The Rattler was a brittle toy. The landing gear were easy to snap off, making the plane somewhat useless. And, the canopies featured hard plastic tabs that were also easy to break. These were more problematic since, once broken, they fell off anytime you tried to have the plane fly in any way that wasn't perfectly parallel to the ground. This lead the Rattler's quick demise in my childhood collection. While the Skystriker had suffered great play wear, it didn't have the small, fragile parts of the Rattler and was able to remain useful to me for much longer. This, naturally, lead to the Rattler's diminished importance in my collection. Since the one I had was broken, I never used it. So, my Cobra air army was relegated to the Trouble Bubble and a Claw.
The Rattler first came to my collection in October of 1984. I had been anxiously awaiting the Rattler since I first saw it in the '84 catalog back in January of that year. Wild Weasel had appeared in the comic and I was eager to finally add this missing piece of the Cobra hierarchy to my collection. My younger brother finally got the Rattler for his birthday that fall. Once we had the plane, it's luster quickly faded. Wild Weasel wasn't nearly as cool as his comic appearance had indicated. The plane was missing fun features like the ejector seats that were standard on the Skystriker and the gunner seat barely held a figure and he was stuck facing forward. But, the worst part was that the Rattler was broken in a matter of days. Once that happened, the usefulness of the plane was destroyed. As such, the Rattler was never my Cobra plane of choice. And, as my Cobra air force was so paltry, I developed my Cobra as a more ground focused enemy. I viewed air combat as too expensive and counterproductive to Cobra's goals. They were better off fighting American air power from ground emplacements and mobile gun batteries rather than trying to dogfight with superior technology. When the Mauler was released in 1985, though, I thought the Rattler would make a perfect foil to the Joe's newest weapon. But, since my original Rattler had long since been buried in a broken heap at the bottom of the toy box, this confrontation never came to fruition and encapsulates my frustrations with the quality of the Rattler as a toy.

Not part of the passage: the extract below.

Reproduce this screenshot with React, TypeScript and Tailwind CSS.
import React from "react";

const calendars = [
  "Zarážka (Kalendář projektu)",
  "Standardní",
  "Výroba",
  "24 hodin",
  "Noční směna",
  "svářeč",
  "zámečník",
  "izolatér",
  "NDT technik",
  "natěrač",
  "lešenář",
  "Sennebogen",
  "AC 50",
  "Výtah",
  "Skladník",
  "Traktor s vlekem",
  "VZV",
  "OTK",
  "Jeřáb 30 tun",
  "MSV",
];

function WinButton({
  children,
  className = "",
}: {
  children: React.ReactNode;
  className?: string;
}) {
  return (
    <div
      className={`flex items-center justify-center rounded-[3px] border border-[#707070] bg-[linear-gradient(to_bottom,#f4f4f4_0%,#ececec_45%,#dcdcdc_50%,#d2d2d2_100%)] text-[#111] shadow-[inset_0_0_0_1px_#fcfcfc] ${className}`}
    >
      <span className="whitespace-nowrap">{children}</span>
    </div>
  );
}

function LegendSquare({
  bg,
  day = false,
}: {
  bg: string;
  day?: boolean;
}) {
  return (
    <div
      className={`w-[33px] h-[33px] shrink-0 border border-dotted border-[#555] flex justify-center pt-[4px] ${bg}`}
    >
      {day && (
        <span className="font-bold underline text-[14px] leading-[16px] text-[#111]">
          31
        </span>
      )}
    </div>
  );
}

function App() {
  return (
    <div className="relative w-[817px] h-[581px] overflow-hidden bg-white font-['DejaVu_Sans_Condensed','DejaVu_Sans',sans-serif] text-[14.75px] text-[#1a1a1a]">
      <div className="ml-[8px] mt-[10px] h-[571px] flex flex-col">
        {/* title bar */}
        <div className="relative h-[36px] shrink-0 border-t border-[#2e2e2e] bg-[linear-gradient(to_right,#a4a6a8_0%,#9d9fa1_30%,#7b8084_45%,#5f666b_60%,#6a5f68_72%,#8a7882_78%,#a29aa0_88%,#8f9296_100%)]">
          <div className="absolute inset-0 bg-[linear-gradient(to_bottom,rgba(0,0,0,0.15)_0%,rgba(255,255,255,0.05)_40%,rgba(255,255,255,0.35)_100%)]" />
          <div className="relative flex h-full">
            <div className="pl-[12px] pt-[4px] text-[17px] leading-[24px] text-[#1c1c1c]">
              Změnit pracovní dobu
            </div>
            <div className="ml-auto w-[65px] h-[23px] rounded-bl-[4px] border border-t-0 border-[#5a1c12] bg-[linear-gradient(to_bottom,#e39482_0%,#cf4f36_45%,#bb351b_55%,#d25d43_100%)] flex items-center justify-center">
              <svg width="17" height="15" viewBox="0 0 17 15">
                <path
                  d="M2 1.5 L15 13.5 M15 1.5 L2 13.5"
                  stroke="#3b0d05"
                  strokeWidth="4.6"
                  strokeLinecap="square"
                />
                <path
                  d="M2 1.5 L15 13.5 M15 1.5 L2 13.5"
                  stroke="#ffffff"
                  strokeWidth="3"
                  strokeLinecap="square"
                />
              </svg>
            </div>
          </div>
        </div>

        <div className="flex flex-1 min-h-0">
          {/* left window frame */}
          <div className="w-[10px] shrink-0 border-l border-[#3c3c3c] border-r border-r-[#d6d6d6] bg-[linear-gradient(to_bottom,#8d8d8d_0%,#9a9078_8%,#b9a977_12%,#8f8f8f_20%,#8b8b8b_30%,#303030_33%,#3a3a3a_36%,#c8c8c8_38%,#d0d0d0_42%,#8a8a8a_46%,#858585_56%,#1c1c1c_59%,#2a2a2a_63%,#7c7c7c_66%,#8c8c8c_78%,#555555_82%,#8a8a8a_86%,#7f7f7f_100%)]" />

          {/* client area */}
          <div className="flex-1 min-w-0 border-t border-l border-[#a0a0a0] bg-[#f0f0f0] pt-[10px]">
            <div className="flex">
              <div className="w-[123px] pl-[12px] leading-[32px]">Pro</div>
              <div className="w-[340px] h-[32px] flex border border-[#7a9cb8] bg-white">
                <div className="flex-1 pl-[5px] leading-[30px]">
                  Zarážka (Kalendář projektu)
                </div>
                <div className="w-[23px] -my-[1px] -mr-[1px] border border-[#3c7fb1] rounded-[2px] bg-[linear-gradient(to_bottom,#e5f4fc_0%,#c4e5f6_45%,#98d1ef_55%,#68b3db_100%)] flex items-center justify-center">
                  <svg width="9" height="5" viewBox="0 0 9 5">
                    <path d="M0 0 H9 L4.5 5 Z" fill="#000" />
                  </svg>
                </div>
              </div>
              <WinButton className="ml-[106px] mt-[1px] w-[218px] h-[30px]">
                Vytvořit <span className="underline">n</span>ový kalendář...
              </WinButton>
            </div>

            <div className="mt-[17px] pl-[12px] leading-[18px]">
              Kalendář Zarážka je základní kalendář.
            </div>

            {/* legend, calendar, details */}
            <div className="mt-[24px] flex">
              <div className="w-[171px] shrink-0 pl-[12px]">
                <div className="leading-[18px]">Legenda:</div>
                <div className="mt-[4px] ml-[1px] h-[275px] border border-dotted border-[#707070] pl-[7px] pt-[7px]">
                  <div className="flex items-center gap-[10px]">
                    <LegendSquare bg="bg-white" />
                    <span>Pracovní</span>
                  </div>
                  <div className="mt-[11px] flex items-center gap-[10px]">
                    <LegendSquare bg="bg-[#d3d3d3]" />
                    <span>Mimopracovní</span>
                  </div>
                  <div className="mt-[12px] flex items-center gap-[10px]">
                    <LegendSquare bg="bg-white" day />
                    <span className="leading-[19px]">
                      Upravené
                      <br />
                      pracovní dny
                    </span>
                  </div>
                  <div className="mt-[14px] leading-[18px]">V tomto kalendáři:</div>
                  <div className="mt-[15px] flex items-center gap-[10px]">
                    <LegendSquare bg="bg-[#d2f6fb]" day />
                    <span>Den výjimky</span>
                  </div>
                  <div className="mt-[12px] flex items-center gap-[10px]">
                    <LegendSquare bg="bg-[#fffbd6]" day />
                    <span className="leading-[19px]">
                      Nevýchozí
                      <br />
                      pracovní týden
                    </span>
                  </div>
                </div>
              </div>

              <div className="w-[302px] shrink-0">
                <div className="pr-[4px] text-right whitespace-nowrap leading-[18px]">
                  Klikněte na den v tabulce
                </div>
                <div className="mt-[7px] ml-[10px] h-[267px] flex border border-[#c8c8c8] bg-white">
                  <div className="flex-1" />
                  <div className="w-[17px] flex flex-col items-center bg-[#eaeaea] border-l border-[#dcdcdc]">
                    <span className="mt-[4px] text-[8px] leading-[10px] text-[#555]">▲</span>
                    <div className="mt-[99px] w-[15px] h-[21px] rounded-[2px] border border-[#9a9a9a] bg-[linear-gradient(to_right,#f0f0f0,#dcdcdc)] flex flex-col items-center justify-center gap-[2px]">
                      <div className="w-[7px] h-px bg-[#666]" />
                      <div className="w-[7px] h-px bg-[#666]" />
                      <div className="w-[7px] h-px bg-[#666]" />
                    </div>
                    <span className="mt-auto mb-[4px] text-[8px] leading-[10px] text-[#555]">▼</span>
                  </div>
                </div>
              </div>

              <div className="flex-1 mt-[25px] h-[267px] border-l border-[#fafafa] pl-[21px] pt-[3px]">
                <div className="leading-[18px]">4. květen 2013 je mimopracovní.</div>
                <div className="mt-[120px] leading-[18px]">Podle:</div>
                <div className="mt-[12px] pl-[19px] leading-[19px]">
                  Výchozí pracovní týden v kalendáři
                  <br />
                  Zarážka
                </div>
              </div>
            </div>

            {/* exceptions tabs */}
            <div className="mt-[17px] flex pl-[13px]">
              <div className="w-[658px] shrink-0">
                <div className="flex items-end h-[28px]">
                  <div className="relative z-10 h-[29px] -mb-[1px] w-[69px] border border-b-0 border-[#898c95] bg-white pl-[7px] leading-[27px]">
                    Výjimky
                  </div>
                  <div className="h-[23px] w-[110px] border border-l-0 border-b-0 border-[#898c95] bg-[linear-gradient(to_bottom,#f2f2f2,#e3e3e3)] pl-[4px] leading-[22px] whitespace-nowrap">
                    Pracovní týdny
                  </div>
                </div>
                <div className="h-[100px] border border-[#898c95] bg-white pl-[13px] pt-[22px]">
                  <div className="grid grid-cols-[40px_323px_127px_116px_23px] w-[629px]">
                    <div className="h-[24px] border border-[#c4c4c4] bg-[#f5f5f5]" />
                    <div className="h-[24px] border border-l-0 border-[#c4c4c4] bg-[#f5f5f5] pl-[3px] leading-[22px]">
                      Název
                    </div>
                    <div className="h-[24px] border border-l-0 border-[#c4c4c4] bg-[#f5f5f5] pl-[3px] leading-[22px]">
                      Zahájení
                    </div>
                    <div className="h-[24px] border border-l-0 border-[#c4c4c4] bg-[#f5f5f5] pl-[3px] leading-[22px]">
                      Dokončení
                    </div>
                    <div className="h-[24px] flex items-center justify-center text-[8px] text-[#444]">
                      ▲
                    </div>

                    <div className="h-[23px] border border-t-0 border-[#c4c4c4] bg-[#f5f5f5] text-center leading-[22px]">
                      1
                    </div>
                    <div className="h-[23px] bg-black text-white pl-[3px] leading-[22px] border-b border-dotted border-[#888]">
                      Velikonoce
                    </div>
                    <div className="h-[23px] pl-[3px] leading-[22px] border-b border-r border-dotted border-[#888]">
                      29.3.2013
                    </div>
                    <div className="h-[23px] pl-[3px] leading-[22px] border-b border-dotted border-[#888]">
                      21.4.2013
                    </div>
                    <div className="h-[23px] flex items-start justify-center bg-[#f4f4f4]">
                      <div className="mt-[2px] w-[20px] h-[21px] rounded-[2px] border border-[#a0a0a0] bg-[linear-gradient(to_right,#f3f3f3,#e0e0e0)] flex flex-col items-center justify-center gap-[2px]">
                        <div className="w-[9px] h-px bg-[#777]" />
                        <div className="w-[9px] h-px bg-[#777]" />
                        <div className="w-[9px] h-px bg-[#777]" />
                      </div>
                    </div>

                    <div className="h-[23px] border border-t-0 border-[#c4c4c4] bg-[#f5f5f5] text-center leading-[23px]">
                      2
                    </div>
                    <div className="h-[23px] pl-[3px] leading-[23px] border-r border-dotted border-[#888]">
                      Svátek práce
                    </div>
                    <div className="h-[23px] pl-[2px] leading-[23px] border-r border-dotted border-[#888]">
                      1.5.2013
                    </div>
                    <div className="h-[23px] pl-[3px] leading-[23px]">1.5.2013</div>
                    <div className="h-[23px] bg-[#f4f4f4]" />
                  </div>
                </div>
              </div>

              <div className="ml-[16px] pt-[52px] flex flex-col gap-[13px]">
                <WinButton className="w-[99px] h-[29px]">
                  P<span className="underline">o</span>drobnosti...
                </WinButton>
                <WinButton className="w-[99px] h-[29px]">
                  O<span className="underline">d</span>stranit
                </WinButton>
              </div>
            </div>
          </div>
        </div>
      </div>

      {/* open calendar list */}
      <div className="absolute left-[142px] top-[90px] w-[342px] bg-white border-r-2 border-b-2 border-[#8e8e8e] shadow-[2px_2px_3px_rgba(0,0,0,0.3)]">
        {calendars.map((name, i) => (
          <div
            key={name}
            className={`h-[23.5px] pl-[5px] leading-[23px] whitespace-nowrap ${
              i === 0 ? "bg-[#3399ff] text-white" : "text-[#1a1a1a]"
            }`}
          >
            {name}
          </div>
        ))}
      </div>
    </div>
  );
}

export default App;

The Rattler is both superior to and quite inferior to the Skystriker. The Rattler was obviously meant to be a lower price point item than the flagship Skystriker. But, from a detail standpoint, the Rattler was better. The cockpit was more detailed and the rotating wings and back gunner turret were play features that surpassed the Skystriker with ease. However, the Skystriker's working parachute seats and retractable landing gear gave it an edge over the Rattler as well. The main thing that was apparent was that Hasbro's ability to create detailed vehicles was increasing every year and the Rattler showed an improvement in the toy making process in terms of what could be delivered at a price point. It was a trend that would continue for a few years with the vehicles and a few more years with the figures.
The Rattler mold saw decent use. After it's run in the US, it was also released in Argentina in colors very similar to the original. In 1988, it was repainted in Tiger Force colors, re-patriotized and turned into a Joe vehicle. In 1997, Hasbro surprised collectors with the well thought out A-10 that also used the Rattler mold. This plane, while visually appealing, has severe quality problems, though and is really a vehicle that looks much better than it actually is. In 2002, Hasbro released a copper colored monstrosity that didn't even include a canopy for the gunner. In 2008, the mold was refurbished and brought back to retail in identical colors to the vintage plane as part of the Anniversary line. In 2009, that same mold will be released again in Tiger Force colors as an homage to an homage. Going forward, it is likely that this is a mold that will be used whenever Hasbro finds a place for it. So, we have likely not seen the end of the Rattler mold.
Before you go out and drop ~$70 to buy a mint, complete Rattler today, you should look into the 2008 reissue of the vehicle that was a Target exclusive. This plane is nearly identical to the original (the missiles are slightly different colors) and can be purchased for about 1/3 the cost of an original. On display, the two would be nearly indistinguishable and you would get the benefit of plastic that is 25 years newer. If you are a nostalgia buff like me, though, the original still has it's place in a collection. There is just something about owning a toy that was around during those brisk fall days of 1984 when I first took my original Rattler outside to play. That is the main reason why this sample has stuck with me and remains in my collection. The look of it is enough to be meaningful in a display and the design is something that should be enjoyed. I'm long past the point where I'll be flying my Rattler around the house so the display aspect is what makes a vehicle relevant to me. It is rare for a vehicle this size that was part of my childhood for so short a period to attain such a place of prominence in my collection. But, that is a testament to the quality of this toy.